> [Source data]
** BEGIN **
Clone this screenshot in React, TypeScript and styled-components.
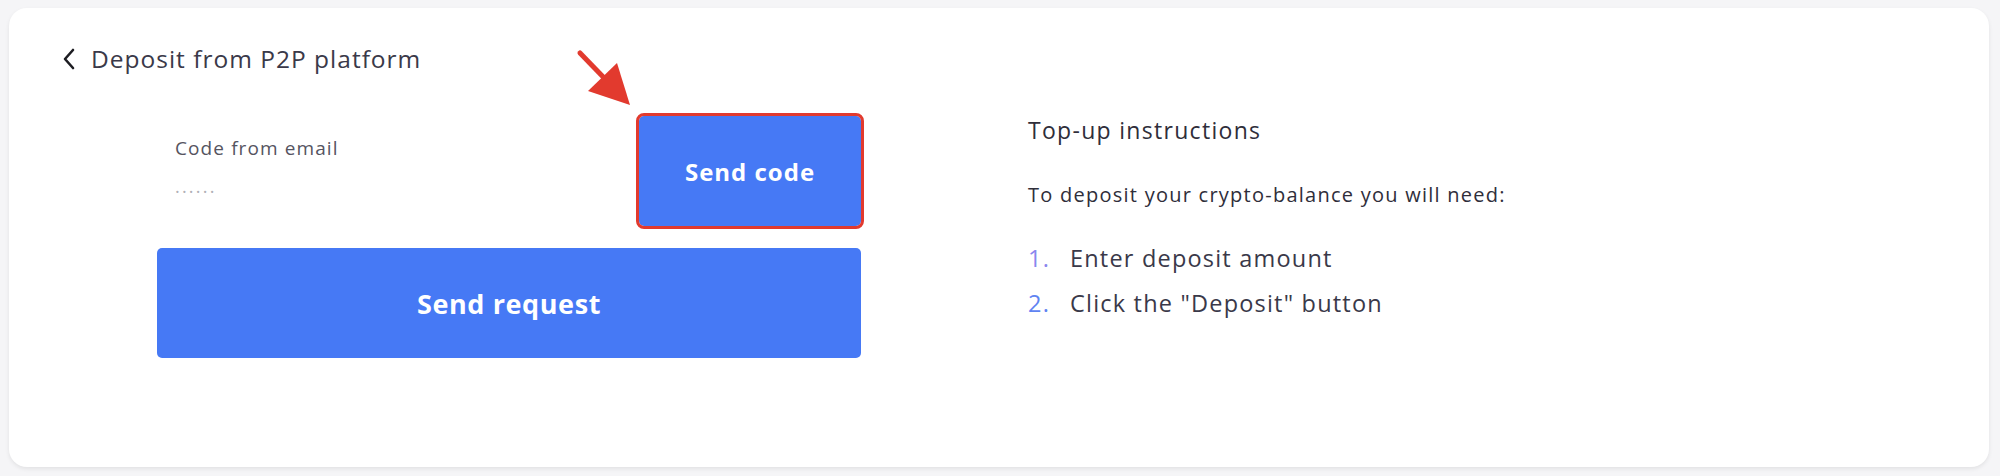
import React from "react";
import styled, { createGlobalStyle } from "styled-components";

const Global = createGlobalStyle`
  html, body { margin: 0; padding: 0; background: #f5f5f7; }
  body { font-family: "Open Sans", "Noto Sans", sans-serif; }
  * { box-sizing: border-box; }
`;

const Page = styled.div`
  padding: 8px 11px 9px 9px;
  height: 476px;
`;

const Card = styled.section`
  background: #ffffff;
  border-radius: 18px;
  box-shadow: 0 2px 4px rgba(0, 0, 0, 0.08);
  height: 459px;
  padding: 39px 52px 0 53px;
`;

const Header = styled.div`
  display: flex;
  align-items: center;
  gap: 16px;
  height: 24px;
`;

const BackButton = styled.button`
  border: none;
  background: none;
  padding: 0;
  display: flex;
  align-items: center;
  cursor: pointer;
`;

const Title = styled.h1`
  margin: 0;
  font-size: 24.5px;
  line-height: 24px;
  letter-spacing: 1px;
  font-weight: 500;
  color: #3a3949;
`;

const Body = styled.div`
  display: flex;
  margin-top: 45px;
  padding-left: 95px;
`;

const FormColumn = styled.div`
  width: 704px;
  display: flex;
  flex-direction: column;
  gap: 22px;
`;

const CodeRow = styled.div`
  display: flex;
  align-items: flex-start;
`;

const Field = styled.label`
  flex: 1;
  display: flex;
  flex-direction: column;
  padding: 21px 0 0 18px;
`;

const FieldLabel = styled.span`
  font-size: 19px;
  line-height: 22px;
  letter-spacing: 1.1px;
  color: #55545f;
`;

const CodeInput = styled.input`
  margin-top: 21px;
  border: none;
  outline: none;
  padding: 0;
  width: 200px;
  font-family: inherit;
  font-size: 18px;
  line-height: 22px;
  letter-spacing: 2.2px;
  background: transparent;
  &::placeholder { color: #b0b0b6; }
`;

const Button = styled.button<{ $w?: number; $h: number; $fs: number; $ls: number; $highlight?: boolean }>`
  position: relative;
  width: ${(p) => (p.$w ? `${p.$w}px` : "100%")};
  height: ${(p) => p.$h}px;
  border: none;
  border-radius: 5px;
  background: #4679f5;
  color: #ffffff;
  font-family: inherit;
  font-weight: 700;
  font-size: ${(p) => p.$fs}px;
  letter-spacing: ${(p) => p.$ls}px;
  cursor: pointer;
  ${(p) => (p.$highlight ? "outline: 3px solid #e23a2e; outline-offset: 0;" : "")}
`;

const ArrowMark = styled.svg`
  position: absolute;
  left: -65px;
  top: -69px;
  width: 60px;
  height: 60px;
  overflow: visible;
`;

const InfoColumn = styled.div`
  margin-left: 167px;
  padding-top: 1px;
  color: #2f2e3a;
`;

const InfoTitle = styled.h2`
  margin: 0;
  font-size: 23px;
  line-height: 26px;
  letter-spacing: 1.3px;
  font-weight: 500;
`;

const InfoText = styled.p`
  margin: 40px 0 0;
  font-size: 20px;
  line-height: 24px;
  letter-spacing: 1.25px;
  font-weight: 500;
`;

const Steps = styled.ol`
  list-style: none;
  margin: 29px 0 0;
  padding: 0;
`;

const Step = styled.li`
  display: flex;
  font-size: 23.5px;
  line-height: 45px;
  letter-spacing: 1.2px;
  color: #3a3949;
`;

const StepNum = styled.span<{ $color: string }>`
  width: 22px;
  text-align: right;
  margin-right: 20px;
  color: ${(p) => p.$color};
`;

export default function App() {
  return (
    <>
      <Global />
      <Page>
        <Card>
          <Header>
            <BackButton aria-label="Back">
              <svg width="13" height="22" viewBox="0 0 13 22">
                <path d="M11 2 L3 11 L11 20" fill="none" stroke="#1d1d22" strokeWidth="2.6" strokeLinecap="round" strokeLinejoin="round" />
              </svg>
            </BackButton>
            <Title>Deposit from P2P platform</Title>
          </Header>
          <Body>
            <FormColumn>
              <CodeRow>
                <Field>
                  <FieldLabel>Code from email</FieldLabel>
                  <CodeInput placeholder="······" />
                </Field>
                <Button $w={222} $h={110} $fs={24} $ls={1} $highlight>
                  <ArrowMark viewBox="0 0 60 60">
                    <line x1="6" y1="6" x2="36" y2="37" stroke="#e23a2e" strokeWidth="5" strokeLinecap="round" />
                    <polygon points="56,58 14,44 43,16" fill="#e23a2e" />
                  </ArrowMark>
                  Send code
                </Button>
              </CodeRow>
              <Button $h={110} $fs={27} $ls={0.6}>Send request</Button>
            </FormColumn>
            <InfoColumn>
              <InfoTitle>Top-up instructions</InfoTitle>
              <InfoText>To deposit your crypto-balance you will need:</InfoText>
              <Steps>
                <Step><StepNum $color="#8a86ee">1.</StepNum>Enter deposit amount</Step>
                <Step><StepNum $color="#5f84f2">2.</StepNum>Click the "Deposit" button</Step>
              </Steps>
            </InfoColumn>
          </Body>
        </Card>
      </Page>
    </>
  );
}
** END **
> [Given exercise] Each line of the data should be quoted exactly, with pictures left out.

> [Expected answer]
Clone this screenshot in React, TypeScript and styled-components.
import React from "react";
import styled, { createGlobalStyle } from "styled-components";

const Global = createGlobalStyle`
  html, body { margin: 0; padding: 0; background: #f5f5f7; }
  body { font-family: "Open Sans", "Noto Sans", sans-serif; }
  * { box-sizing: border-box; }
`;

const Page = styled.div`
  padding: 8px 11px 9px 9px;
  height: 476px;
`;

const Card = styled.section`
  background: #ffffff;
  border-radius: 18px;
  box-shadow: 0 2px 4px rgba(0, 0, 0, 0.08);
  height: 459px;
  padding: 39px 52px 0 53px;
`;

const Header = styled.div`
  display: flex;
  align-items: center;
  gap: 16px;
  height: 24px;
`;

const BackButton = styled.button`
  border: none;
  background: none;
  padding: 0;
  display: flex;
  align-items: center;
  cursor: pointer;
`;

const Title = styled.h1`
  margin: 0;
  font-size: 24.5px;
  line-height: 24px;
  letter-spacing: 1px;
  font-weight: 500;
  color: #3a3949;
`;

const Body = styled.div`
  display: flex;
  margin-top: 45px;
  padding-left: 95px;
`;

const FormColumn = styled.div`
  width: 704px;
  display: flex;
  flex-direction: column;
  gap: 22px;
`;

const CodeRow = styled.div`
  display: flex;
  align-items: flex-start;
`;

const Field = styled.label`
  flex: 1;
  display: flex;
  flex-direction: column;
  padding: 21px 0 0 18px;
`;

const FieldLabel = styled.span`
  font-size: 19px;
  line-height: 22px;
  letter-spacing: 1.1px;
  color: #55545f;
`;

const CodeInput = styled.input`
  margin-top: 21px;
  border: none;
  outline: none;
  padding: 0;
  width: 200px;
  font-family: inherit;
  font-size: 18px;
  line-height: 22px;
  letter-spacing: 2.2px;
  background: transparent;
  &::placeholder { color: #b0b0b6; }
`;

const Button = styled.button<{ $w?: number; $h: number; $fs: number; $ls: number; $highlight?: boolean }>`
  position: relative;
  width: ${(p) => (p.$w ? `${p.$w}px` : "100%")};
  height: ${(p) => p.$h}px;
  border: none;
  border-radius: 5px;
  background: #4679f5;
  color: #ffffff;
  font-family: inherit;
  font-weight: 700;
  font-size: ${(p) => p.$fs}px;
  letter-spacing: ${(p) => p.$ls}px;
  cursor: pointer;
  ${(p) => (p.$highlight ? "outline: 3px solid #e23a2e; outline-offset: 0;" : "")}
`;

const ArrowMark = styled.svg`
  position: absolute;
  left: -65px;
  top: -69px;
  width: 60px;
  height: 60px;
  overflow: visible;
`;

const InfoColumn = styled.div`
  margin-left: 167px;
  padding-top: 1px;
  color: #2f2e3a;
`;

const InfoTitle = styled.h2`
  margin: 0;
  font-size: 23px;
  line-height: 26px;
  letter-spacing: 1.3px;
  font-weight: 500;
`;

const InfoText = styled.p`
  margin: 40px 0 0;
  font-size: 20px;
  line-height: 24px;
  letter-spacing: 1.25px;
  font-weight: 500;
`;

const Steps = styled.ol`
  list-style: none;
  margin: 29px 0 0;
  padding: 0;
`;

const Step = styled.li`
  display: flex;
  font-size: 23.5px;
  line-height: 45px;
  letter-spacing: 1.2px;
  color: #3a3949;
`;

const StepNum = styled.span<{ $color: string }>`
  width: 22px;
  text-align: right;
  margin-right: 20px;
  color: ${(p) => p.$color};
`;

export default function App() {
  return (
    <>
      <Global />
      <Page>
        <Card>
          <Header>
            <BackButton aria-label="Back">
              <svg width="13" height="22" viewBox="0 0 13 22">
                <path d="M11 2 L3 11 L11 20" fill="none" stroke="#1d1d22" strokeWidth="2.6" strokeLinecap="round" strokeLinejoin="round" />
              </svg>
            </BackButton>
            <Title>Deposit from P2P platform</Title>
          </Header>
          <Body>
            <FormColumn>
              <CodeRow>
                <Field>
                  <FieldLabel>Code from email</FieldLabel>
                  <CodeInput placeholder="······" />
                </Field>
                <Button $w={222} $h={110} $fs={24} $ls={1} $highlight>
                  <ArrowMark viewBox="0 0 60 60">
                    <line x1="6" y1="6" x2="36" y2="37" stroke="#e23a2e" strokeWidth="5" strokeLinecap="round" />
                    <polygon points="56,58 14,44 43,16" fill="#e23a2e" />
                  </ArrowMark>
                  Send code
                </Button>
              </CodeRow>
              <Button $h={110} $fs={27} $ls={0.6}>Send request</Button>
            </FormColumn>
            <InfoColumn>
              <InfoTitle>Top-up instructions</InfoTitle>
              <InfoText>To deposit your crypto-balance you will need:</InfoText>
              <Steps>
                <Step><StepNum $color="#8a86ee">1.</StepNum>Enter deposit amount</Step>
                <Step><StepNum $color="#5f84f2">2.</StepNum>Click the "Deposit" button</Step>
              </Steps>
            </InfoColumn>
          </Body>
        </Card>
      </Page>
    </>
  );
}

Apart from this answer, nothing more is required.